The volume of “dormant” money within UBEC coffers expanded significantly during recent administrative transitions but began a downward trend in 2025.

In 2020, only N1.4 billion remained unaccessed, primarily due to failures by Abia and Ogun. This figure doubled to N2.8 billion in 2021 as three states failed to access their shares.

By 2022, the unaccessed amount jumped dramatically to N14.4 billion when seven states failed to meet requirements, and it further surged to N36.1 billion in 2023 as only 12 to 16 states successfully accessed their funds.

Although the statutory allocation was raised to N3.5 billion per state in 2024, many were still processing their matches mid-way through 2025. However, by the middle of 2025, a total of N78.6 billion was successfully unlocked and accessed by 27 states and the FCT following direct intervention by the Ministry of Education.

Meanwhile, stakeholders have lauded the move, describing the decision as overdue. They noted that the initiative would boost local government autonomy and true federalism.

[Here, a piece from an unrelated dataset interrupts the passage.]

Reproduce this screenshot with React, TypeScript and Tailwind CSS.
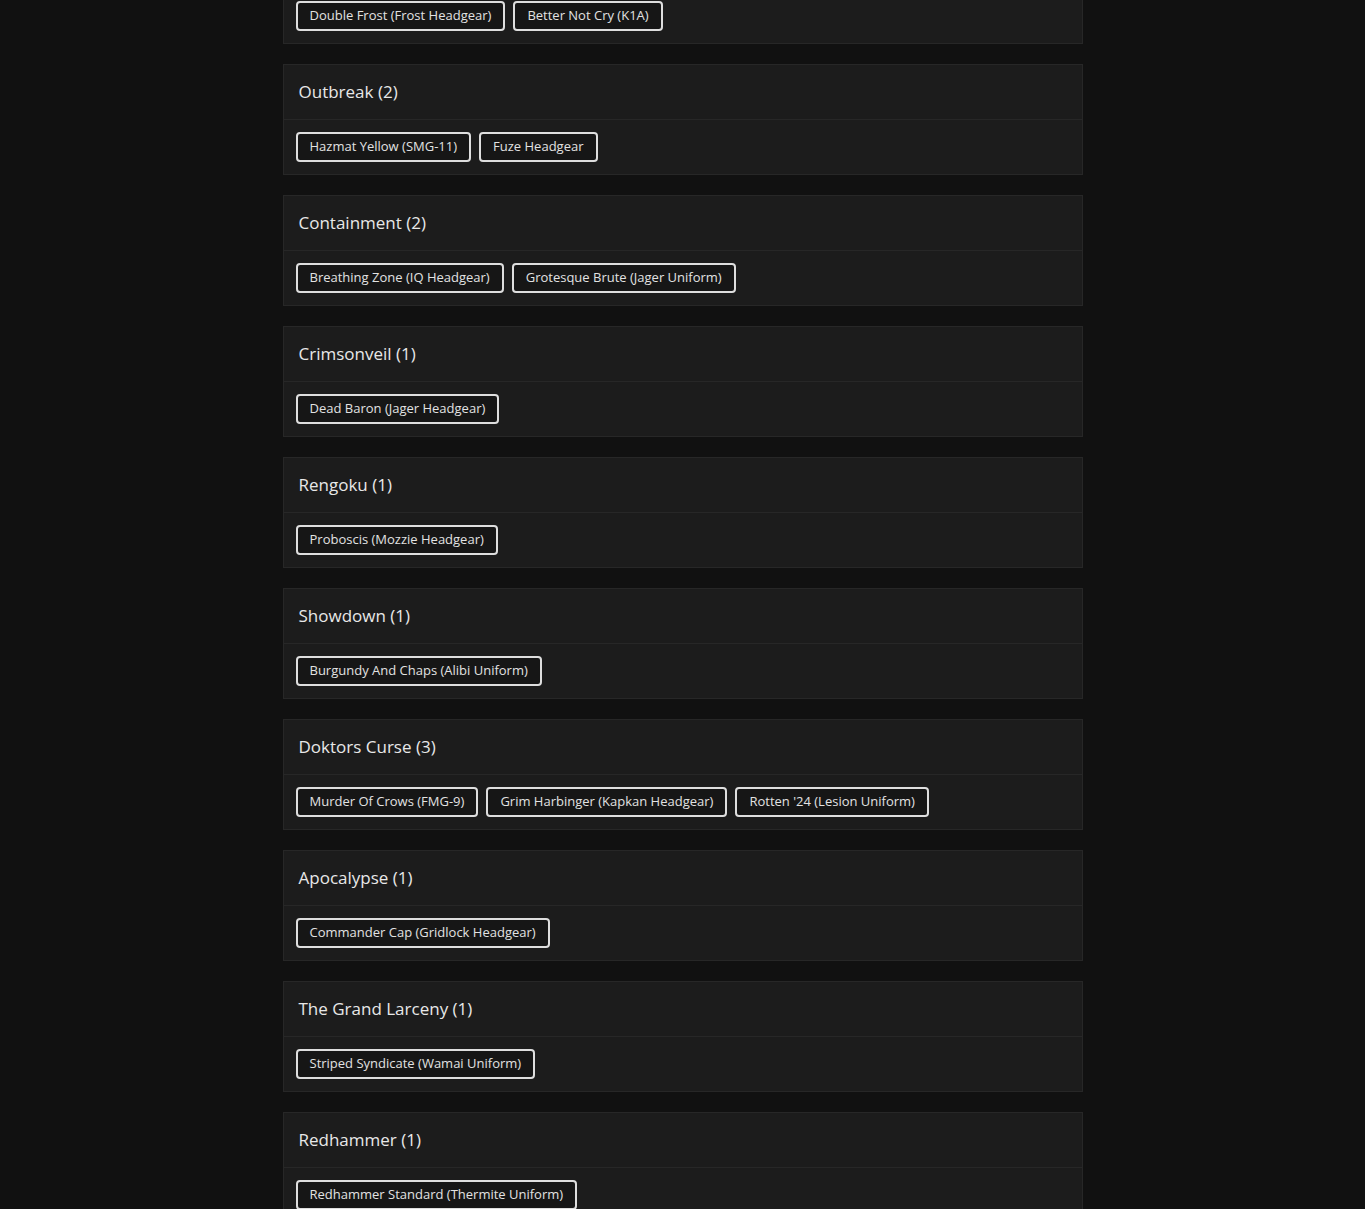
const collections = [
  { name: 'Snow Brawl', items: ['Double Frost (Frost Headgear)', 'Better Not Cry (K1A)'] },
  { name: 'Outbreak', items: ['Hazmat Yellow (SMG-11)', 'Fuze Headgear'] },
  { name: 'Containment', items: ['Breathing Zone (IQ Headgear)', 'Grotesque Brute (Jager Uniform)'] },
  { name: 'Crimsonveil', items: ['Dead Baron (Jager Headgear)'] },
  { name: 'Rengoku', items: ['Proboscis (Mozzie Headgear)'] },
  { name: 'Showdown', items: ['Burgundy And Chaps (Alibi Uniform)'] },
  {
    name: 'Doktors Curse',
    items: ['Murder Of Crows (FMG-9)', 'Grim Harbinger (Kapkan Headgear)', "Rotten '24 (Lesion Uniform)"],
  },
  { name: 'Apocalypse', items: ['Commander Cap (Gridlock Headgear)'] },
  { name: 'The Grand Larceny', items: ['Striped Syndicate (Wamai Uniform)'] },
  { name: 'Redhammer', items: ['Redhammer Standard (Thermite Uniform)'] },
];

function CollectionCard({ name, items }: { name: string; items: string[] }) {
  return (
    <section className="border border-[#272727] bg-[#1c1c1c]">
      <header className="h-[55px] flex items-center px-[15px] border-b border-[#272727]">
        <h2 className="text-[17px] font-medium text-[#e8e8e8]">
          {name} ({items.length})
        </h2>
      </header>
      <div className="h-[54px] flex items-center gap-2 px-3">
        {items.map(item => (
          <button
            key={item}
            className="h-[30px] px-3 border-2 border-[#dedede] rounded-[4px] bg-[#161616] text-[13px] text-[#e2e2e2] whitespace-nowrap"
          >
            {item}
          </button>
        ))}
      </div>
    </section>
  );
}

export default function App() {
  return (
    <div
      className="h-[1209px] overflow-hidden bg-[#111111]"
      style={{ fontFamily: '"Open Sans", "Liberation Sans", sans-serif' }}
    >
      <div className="w-[800px] mx-auto -mt-[67px] flex flex-col gap-5">
        {collections.map(c => (
          <CollectionCard key={c.name} name={c.name} items={c.items} />
        ))}
      </div>
    </div>
  );
}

They argued that the decision will allow councils to bypass the “bureaucratic bottlenecks” of state governments, ensuring faster, more direct deployment of funds for school infrastructure and teacher training.

Education consultant, Patrick Adiele, noted that direct access to funds will lead to better maintenance of primary schools and, in some cases, more consistent payment of teachers’ salaries.

However,some concerned stakeholders noted that while breaking state control is desirable, local government leaders may lack the capacity or accountability to manage these funds effectively, potentially leading to increased corruption at the grassroots level.